במתי מעט -- This, as well, falls into the pattern of one element in the short narrative functioning as an arrow pointing at the longer arrow. This is a description of how Yaakov went down with 70 souls, at the beginning of the Galus in Egypt. Sometimes, 70 is a lot, and is the number signifying many. Indeed, before confronting Esav, he related how he started out alone, with only his staff, and yet now, he is comprised of two camps. But perhaps this is relative. It is a lot for a family, perhaps. But it is quite small for a nation! The text pointed at goes from a countable number, 70, to the multitude of the stars. This is, then, perhaps another transition from genai to shevach, and is part of the more general theme of developing into a nation.
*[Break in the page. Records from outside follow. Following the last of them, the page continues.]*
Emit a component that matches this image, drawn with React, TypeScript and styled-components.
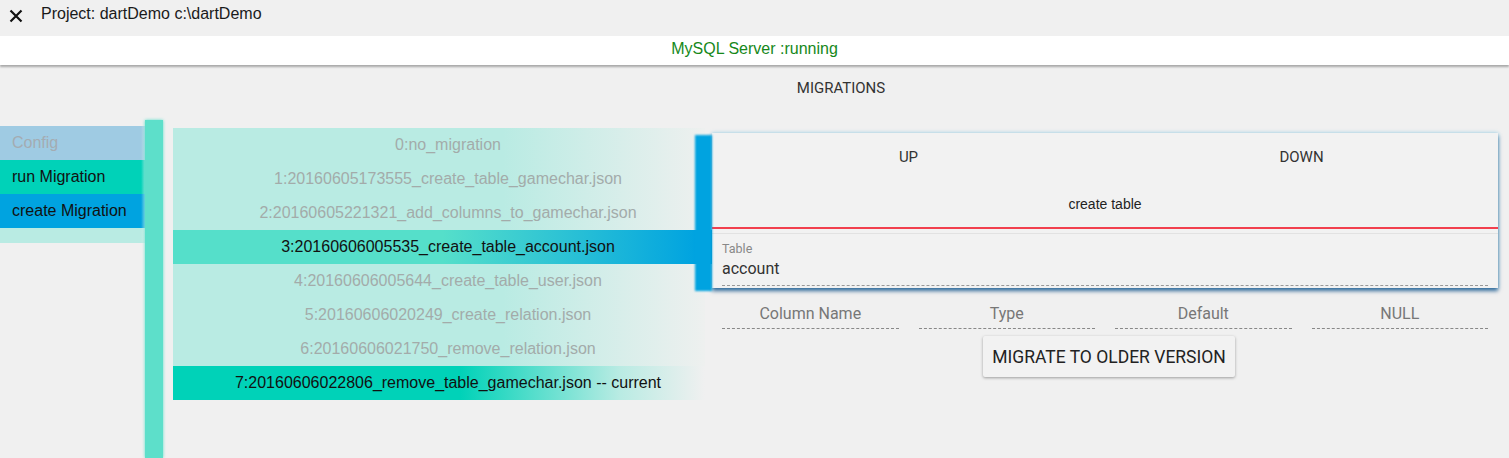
import styled, { createGlobalStyle } from 'styled-components'

const GlobalStyle = createGlobalStyle`
  html, body {
    margin: 0;
    padding: 0;
    background: #f0f0f0;
    font-family: "Liberation Sans", Arial, sans-serif;
  }
`

const migrations = [
  '0:no_migration',
  '1:20160605173555_create_table_gamechar.json',
  '2:20160605221321_add_columns_to_gamechar.json',
  '3:20160606005535_create_table_account.json',
  '4:20160606005644_create_table_user.json',
  '5:20160606020249_create_relation.json',
  '6:20160606021750_remove_relation.json',
  '7:20160606022806_remove_table_gamechar.json -- current',
]

const SELECTED = 3
const CURRENT = 7

type Tone = 'plain' | 'selected' | 'current'

const rowBackground: Record<Tone, string> = {
  plain: 'linear-gradient(to right, #b9ebe3 0%, #b9ebe3 62%, #eef0ef 100%)',
  selected: 'linear-gradient(to right, #55dfca 0%, #55dfca 50%, #00a3e0 97%, #00a3e0 100%)',
  current: 'linear-gradient(to right, #00d2b8 0%, #00d2b8 54%, #b9ebe3 84%, rgba(240,240,240,0) 100%)',
}

const navColors = {
  config: { bg: '#9fcbe3', fg: '#a4acb2' },
  run: { bg: '#00d2b8', fg: '#111' },
  create: { bg: '#00a3e0', fg: '#111' },
}

const Page = styled.div`
  display: flex;
  flex-direction: column;
  min-height: 100vh;
`

const TopBar = styled.div`
  display: flex;
  align-items: center;
  height: 36px;
  padding-left: 9px;
  gap: 18px;
  font-size: 16px;
  color: #1a1a1a;
`

const CloseButton = styled.svg`
  width: 14px;
  height: 14px;
  margin-top: -4px;
`

const Title = styled.span`
  margin-top: -8px;
`

const StatusBar = styled.div`
  height: 29px;
  padding-bottom: 3px;
  box-sizing: border-box;
  background: #fff;
  box-shadow: 0 2px 2px rgba(0, 0, 0, 0.3);
  display: flex;
  align-items: center;
  justify-content: center;
  font-size: 16px;
  color: #16881a;
  position: relative;
  z-index: 1;
`

const Main = styled.div`
  flex: 1;
  display: flex;
`

const Sidebar = styled.nav`
  width: 150px;
  margin-right: -5px;
  padding-top: 61px;
  display: flex;
  flex-direction: column;
`

const NavItem = styled.div<{ $bg: string; $fg: string }>`
  height: 34px;
  display: flex;
  align-items: center;
  padding-left: 12px;
  font-size: 16px;
  color: ${(p) => p.$fg};
  background: linear-gradient(to right, ${(p) => p.$bg} 0%, ${(p) => p.$bg} 94%, rgba(240, 240, 240, 0) 100%);
`

const NavTail = styled.div`
  height: 15px;
  background: linear-gradient(to right, #b9ebe3 0%, #b9ebe3 94%, rgba(240, 240, 240, 0) 100%);
`

const Rail = styled.div`
  width: 18px;
  margin-top: 55px;
  background: #5ddfca;
  box-shadow: 0 0 3px #5ddfca;
  position: relative;
  z-index: 1;
`

const Content = styled.div`
  flex: 1;
  padding-left: 10px;
  display: flex;
  flex-direction: column;
`

const Heading = styled.div`
  height: 46px;
  line-height: 46px;
  text-align: center;
  font-family: Roboto, sans-serif;
  font-size: 15px;
  color: #333;
  margin-bottom: 17px;
`

const Columns = styled.div`
  display: flex;
  gap: 7px;
`

const MigrationList = styled.div`
  width: 532px;
  display: flex;
  flex-direction: column;
`

const MigrationRow = styled.div<{ $tone: Tone }>`
  height: 34px;
  display: flex;
  align-items: center;
  justify-content: center;
  padding-left: 18px;
  font-size: 16px;
  color: ${(p) => (p.$tone === 'plain' ? '#a3abaa' : '#111')};
  background: ${(p) => rowBackground[p.$tone]};
  margin-right: ${(p) => (p.$tone === 'selected' ? '-7px' : '0')};
  padding-right: ${(p) => (p.$tone === 'selected' ? '7px' : '0')};
`

const Detail = styled.div`
  width: 786px;
  padding-top: 5px;
  display: flex;
  flex-direction: column;
`

const Card = styled.div`
  position: relative;
  height: 155px;
  background: #f2f2f2;
  box-shadow: 0 3px 4px rgba(0, 70, 130, 0.75), 0 0 4px rgba(0, 163, 224, 0.35);
  display: flex;
  flex-direction: column;

  &::before {
    content: '';
    position: absolute;
    left: -17px;
    top: 2px;
    width: 17px;
    height: 156px;
    background: #00a3e0;
    filter: blur(1px);
  }
`

const Tabs = styled.div`
  display: flex;
  height: 48px;
`

const Tab = styled.div`
  flex: 1;
  display: flex;
  align-items: center;
  justify-content: center;
  font-family: Roboto, sans-serif;
  font-size: 15px;
  color: #333;
`

const ActionLabel = styled.div`
  height: 48px;
  display: flex;
  align-items: center;
  justify-content: center;
  box-sizing: border-box;
  font-size: 14px;
  color: #222;
  border-bottom: 2px solid #f2404e;
`

const Divider = styled.div`
  height: 4px;
  border-bottom: 1px solid #e2e2e2;
`

const Field = styled.div`
  margin: 0 10px 2px;
  padding-top: 7px;
  flex: 1;
  display: flex;
  flex-direction: column;
  font-family: Roboto, sans-serif;
  border-bottom: 1px dashed #999;
`

const FieldLabel = styled.span`
  font-size: 12.5px;
  color: #888;
  line-height: 16px;
`

const FieldValue = styled.span`
  font-size: 16px;
  color: #333;
  line-height: 24px;
`

const ColumnHeaders = styled.div`
  display: grid;
  grid-template-columns: repeat(4, 1fr);
  column-gap: 20px;
  margin: 10px 10px 0;
`

const ColumnHeader = styled.div`
  height: 30px;
  display: flex;
  align-items: center;
  justify-content: center;
  font-family: Roboto, sans-serif;
  font-size: 16px;
  color: #777;
  border-bottom: 1px dashed #888;
`

const ButtonRow = styled.div`
  display: flex;
  justify-content: center;
  padding-top: 7px;
  padding-left: 8px;
`

const MigrateButton = styled.button`
  height: 41px;
  padding: 0 9px;
  border: none;
  border-radius: 2px;
  background: #f2f2f2;
  box-shadow: 0 1px 3px rgba(0, 0, 0, 0.35);
  font-family: Roboto, sans-serif;
  font-size: 17.5px;
  color: #222;
  text-transform: uppercase;
  cursor: pointer;
`

export default function App() {
  const toneOf = (i: number): Tone =>
    i === SELECTED ? 'selected' : i === CURRENT ? 'current' : 'plain'

  return (
    <Page>
      <GlobalStyle />
      <TopBar>
        <CloseButton viewBox="0 0 14 14">
          <path d="M1.5 1.5 L12.5 12.5 M12.5 1.5 L1.5 12.5" stroke="#111" strokeWidth="2.2" />
        </CloseButton>
        <Title>Project: dartDemo c:\dartDemo</Title>
      </TopBar>
      <StatusBar>MySQL Server :running</StatusBar>
      <Main>
        <Sidebar>
          <NavItem $bg={navColors.config.bg} $fg={navColors.config.fg}>Config</NavItem>
          <NavItem $bg={navColors.run.bg} $fg={navColors.run.fg}>run Migration</NavItem>
          <NavItem $bg={navColors.create.bg} $fg={navColors.create.fg}>create Migration</NavItem>
          <NavTail />
        </Sidebar>
        <Rail />
        <Content>
          <Heading>MIGRATIONS</Heading>
          <Columns>
            <MigrationList>
              {migrations.map((m, i) => (
                <MigrationRow key={m} $tone={toneOf(i)}>
                  {m}
                </MigrationRow>
              ))}
            </MigrationList>
            <Detail>
              <Card>
                <Tabs>
                  <Tab>UP</Tab>
                  <Tab>DOWN</Tab>
                </Tabs>
                <ActionLabel>create table</ActionLabel>
                <Divider />
                <Field>
                  <FieldLabel>Table</FieldLabel>
                  <FieldValue>account</FieldValue>
                </Field>
              </Card>
              <ColumnHeaders>
                <ColumnHeader>Column Name</ColumnHeader>
                <ColumnHeader>Type</ColumnHeader>
                <ColumnHeader>Default</ColumnHeader>
                <ColumnHeader>NULL</ColumnHeader>
              </ColumnHeaders>
              <ButtonRow>
                <MigrateButton>Migrate to older version</MigrateButton>
              </ButtonRow>
            </Detail>
          </Columns>
        </Content>
      </Main>
    </Page>
  )
}
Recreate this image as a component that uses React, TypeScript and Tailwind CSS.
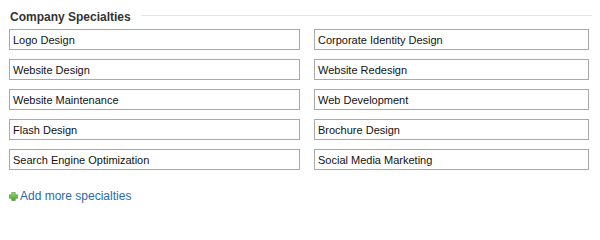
import { useState } from 'react';

const specialties = [
  'Logo Design',
  'Corporate Identity Design',
  'Website Design',
  'Website Redesign',
  'Website Maintenance',
  'Web Development',
  'Flash Design',
  'Brochure Design',
  'Search Engine Optimization',
  'Social Media Marketing',
];

function PlusIcon() {
  return (
    <svg width="9" height="9" viewBox="0 0 9 9" className="shrink-0">
      <defs>
        <linearGradient id="plusg" x1="0" y1="0" x2="0" y2="1">
          <stop offset="0" stopColor="#9ddc72" />
          <stop offset="1" stopColor="#46a02e" />
        </linearGradient>
      </defs>
      <path
        d="M2.8 0.4h3.4v2.4h2.4v3.4h-2.4v2.4h-3.4v-2.4h-2.4v-3.4h2.4z"
        fill="url(#plusg)"
        stroke="#3b8a26"
        strokeWidth="0.6"
        strokeLinejoin="round"
      />
    </svg>
  );
}

export default function App() {
  const [values, setValues] = useState<string[]>(specialties);

  return (
    <div className="w-[600px] h-[207px] bg-white pt-[10px] pl-[9px] pr-[8px] font-['Liberation_Sans',Arial,sans-serif]">
      {/* Section heading */}
      <div className="flex h-[14px]">
        <h2 className="text-[12px] leading-[14px] font-bold text-[#333] pl-[1px] whitespace-nowrap">
          Company Specialties
        </h2>
        <div className="flex-1 ml-[10px] mt-[5px] h-px bg-[#e3e3e3]" />
      </div>

      {/* Specialties grid */}
      <div className="mt-[5px] grid grid-cols-[291px_275px] gap-x-[14px] gap-y-[9px]">
        {values.map((v, i) => (
          <input
            key={i}
            value={v}
            onChange={(e) => {
              const next = [...values];
              next[i] = e.target.value;
              setValues(next);
            }}
            className="h-[21px] border border-[#a9a9a9] px-[3px] text-[11px] text-[#111] outline-none bg-white"
          />
        ))}
      </div>

      <a href="#" className="mt-[19px] flex items-center gap-[2px] text-[12px] leading-[14px] text-[#2b6aa8]">
        <PlusIcon />
        <span>Add more specialties</span>
      </a>
    </div>
  );
}
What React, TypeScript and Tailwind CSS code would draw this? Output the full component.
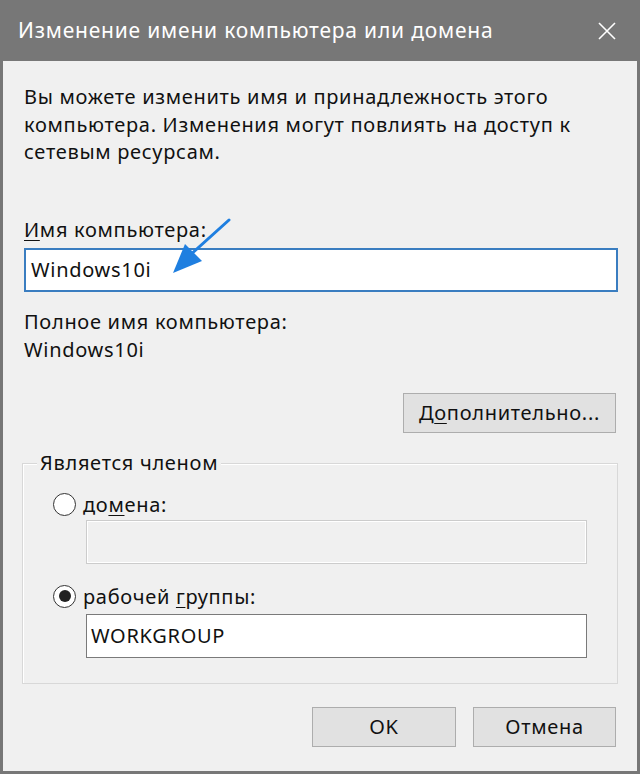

ויהי שם -- the derasha is being made not on the word gadol which was cited in this version of the text, but on the word גוי. They became a people. And perhaps on the word גוי combined with the word שם. While there, they became their own nation. They were identifiable, and thus began to develop a national identity. (The citation of the word גדול likely reflects an uncertainty of whether that word should be part of the citation for the next derasha, or not.)
גדול ועצום -- this haggadah, from 1590, appears to cite the pasuk wrong in this derasha! Yet when they cite the whole verse, they get it right. In fact, the Haggadah is not citing the pasuk incorrectly. Rather, it is being true to the Sifrei. For if you look in the Sifrei, you will see that it, too, cites it as gadol ve'atzum.
So perhaps the Sifrei cited the pasuk incorrectly? This is plausible. However, we should realize that in the Samaritan Torah, the text is indeed גדול ועצום ורב. Because of lectio difficilior, I believe that our Masoretic text is accurate here. However, this is an indication that the Sifrei was darshening a non-masoretic text, something we have already seen on parshablog a number of times.
The small printing of ועצום may be an attempt to fit the word on the line; or to give more emphasis to גדול in the derasha which follows. But I have a suspicion that, in part, it reflect uncertainty that this word should be cited as it was cited.
The indication that they increased to such a great degree may come from multiple sources. I favor a simple linkage between עצום and ויעצמו. But perhaps גדול can come into the picture, as gadol atzum, a mighty increase, proved by all these languages. This latter does not work out so well if the source pasuk was believed to be גדול ועצום, as discussed, for then עצום could not modify גדול. Rather, it stands alone, modifying גוי. Perhaps the multiple languages of increase, גדול, עצום, and רב is reminiscent of the multiple languages of increase.
I wonder if עוצם as a show of strength is intended, so as to lead into the Egyptians' fearful reaction.
ורב -- the derasha is based on the word ותרבי. Why cite this pasuk over any other that has the word רב? Because the point, here, is not the increase. Rather, it means mature. For a girl, it is as described. For a people, it is becoming a nation.
Note that in this same Haggadah, they only cite this one pasuk. They do not cite the bedamayich chayi pasuk. This is because it was initially only intended to be a prooftext about maturity. Only later did it become a reference to the dual blood of korban Pesach and bris Milah.